50 years later, Class of ‘62 still Punxsy proud
PUNXSUTAWNEY — The Punxsutawney Area High School Class of 1962 will celebrate its 50th anniversary this weekend — a reunion that will include a tour of the high school building.
Members of the Class of 1962 reunion committee shared their memories Wednesday as they looked forward to this nostalgic weekend.
For those students, it all began in the Jefferson Street School building, where the class of 1962 attended classes up until the 1959/1960 school year when grades 10-12 moved into the new Punxsutawney High School located up on the hill on North Findley Street.
"Our class attended high school in the Jefferson Street School, which included the very top floor that was referred to as "peanut heaven," said Sandy Swanson-Walko, class of 1962.
Carol Fetterman Bonnett, class of 1962, said they were the first class to graduate from Punxsutawney Area High School (PAHS). Up until that time, the school was known simply as Punxsutawney High School, she said.
"The reason for the name change was because of the various area small high schools that were closed and consolidated into the Punxsutawney District," she said.
The smaller districts, such as Rossiter and Big Run, were closed and consolidated into the new high school building, which became known as the Punxsutawney Area High School, Fetterman-Bonnett said.
Swanson-Walko said when they moved to the new building from the old one, they moved from "peanut heaven" to heaven.
"It was just so much nicer with improved facilities," Swanson-Walko said.
Fetterman-Bonnett said the new building was nice because they no longer had to go outdoors to change classes.
"We had lockers to put our coats and school supplies, while on Jefferson Street we not only wore our heavy jackets throughout the school day, but our boots too," Fetterman-Bonnett said.
Carolyn Billings-Johnston said it was a relief to go to the new school building because you no longer had to remember which building to go to for your class.
"The entire complex on Jefferson Street consisted of four separate buildings, most of which could only be accessed by walking outdoors to change classes.
"I got my nickname of ‘Pinky’ because I was red in the face with embarrassment from the time that I was so confused that I had walked into the wrong classroom," said Billings-Johnston.
"When we moved up to the new school, it was nice to be more in touch with family members and friends since everyone was altogether," said Catherine Ishman-Ondo, adding that the Home Ec. class was held in what was the Weber building and is now PCS.
Fetterman-Bonnett said when they were in the Jefferson building and you had to go to the restroom, you had to walk all the way to the basement from the top floor.
"The restrooms in the Jefferson building qualified as antiques," she said.
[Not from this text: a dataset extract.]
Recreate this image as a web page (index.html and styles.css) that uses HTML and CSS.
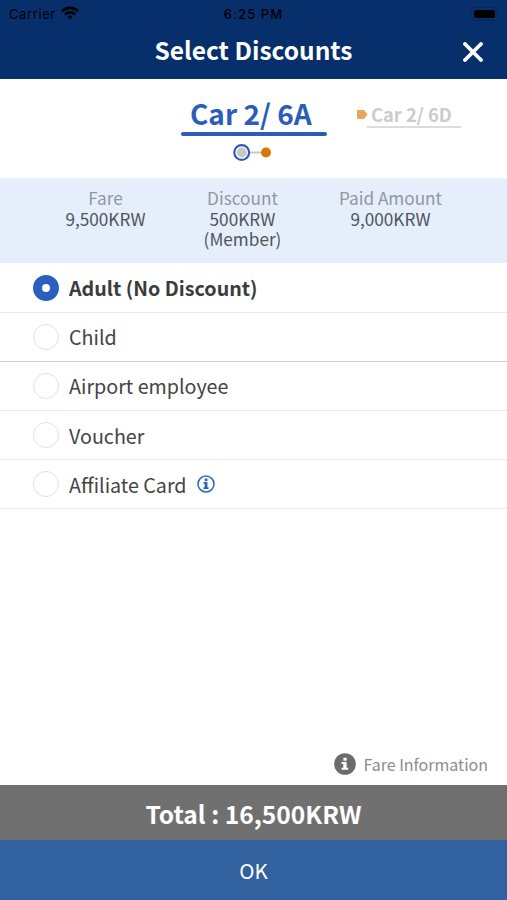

Jan Hardie-Vaccaro said the old wooden stairs in the Jefferson building creaked and were slightly bowed in because of all of the foot traffic over the years since the building was constructed around 1900.
"The cafeteria was located in the building, where an auto repair shop eventually opened up; eventually, it was moved into the building that is today used as a fitness center by the Punxsutawney Area Community Center," she said.
"That building originally had a lumber company located there before it became the cafeteria," said Hardie-Vaccaro.
Fetterman-Bonnett said every student was required to take speech class, which was taught by the basketball coach Chuck Daly, who left after the 1961-62 season to coach at Duke University and eventually went on to the NBA with the Cleveland Cavaliers, and later won a title as the coach of the Detroit Pistons.
She said another famous classmate from 1962 was George Caylor from Punxsutawney who is a nationally-known columnist.
In a column he wrote several years ago that had appeared in the The Spirit, he had returned to Punxsy for the class of 1962 reunion, Fetterman-Bonnett said.
Caylor wrote in a column about the experience which appeared in The Spirit, "America's class of 1962 was unique in two ways: First, 1962 was the last year that Bible reading and prayer were permitted in public schools," Caylor wrote, adding that his class also scored the highest SAT scores in the school’s history.
"When I graduated from PAHS, I could not have imagined how quickly forty years would come and go," he wrote. "But I looked into the faces of my classmates and studied the character lines, and I realized forty years had really passed."
"We ended the evening dancing to the songs we danced to at the 'Y' dances," he wrote. "The old music can bring back the old memories and feelings like nothing else can."
Caylor also said that there is one aspect of class reunions he didn't look forward to so much.
"I don't think I like my getting older, and I don't like the thought of hearing additional names of deceased classmates every five years," Caylor wrote, adding that a reunion is a good way to keep in touch with his childhood and his own mortality.
The Class of 1962 was planning on a tour of the current PAHS on Friday, and then their main festivities on Saturday to celebrate its 50th Anniversary.